Jaeger is attracting regular interest from potential buyers despite some of the challenges it has faced over recent months, the founder of its private equity owner has told Drapers.

Jon Moulton’s Better Capital bought a majority stake in Jaeger for £19.5m and ploughed a further £10m into the firm in the year to 27 February 2016.

“We regularly get approached for Jaeger and there is a lot of interest in the brand, which is encouraging,” said Moulton today. “They range from the credible to the fairly ridiculous but it is reassuring.”

Moulton plans to wind up Better Capital by 2020 but said he was confident Jaeger would be sold within that time frame. 

“Better Capital has a second fund, which can be extended for three years past the end and would take it to 2020. So, if it gets to that, and we still have Jaeger, then we’d have a problem but I don’t think it will get to that,” he said.

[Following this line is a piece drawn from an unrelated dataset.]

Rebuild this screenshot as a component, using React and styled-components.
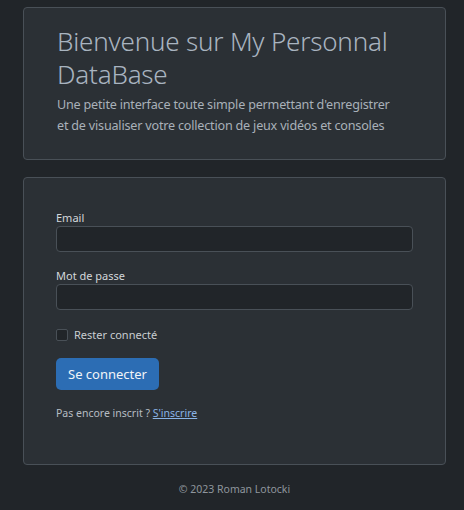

“The reality is that we’ll run out of companies before we run out of funds.”

Former chief executive Colin Henry left Jaeger in December 2015, when it was part way through a turnaround plan, and was replaced by Chris Horobin, who is an operating partner at Better Capital.

There have been more senior departures since, including its trading director, product director and chief information director at the end of last year.

Moulton acknowledged there has been a significant amount of change in personnel over the last 18 months, but said Jaeger is now “relatively stable”.

“It isn’t the cheeriest retail environment at the moment but we are making progress with Jaeger,” said Mouton. “We opened the new Marylebone High Street store and I can say it has truly exceeded expectations. We are facing the same problems as everyone else: that the high street isn’t great but the internet is.”

He confirmed that Jaeger had plans to refit stores or open new ones in a similar format.

“We’re not about to take a 60,000 sq ft store on Regent Street, for example, but we will have an announcement in the next couple of months on something near London.”

He said Christmas trading was “OK – not great but not too bad”, and warned that the weak sterling will create more challenges in the year ahead.

“I can’t pretend it’s not going to cause problems. At some stage this year we are going to see some retail inflation.”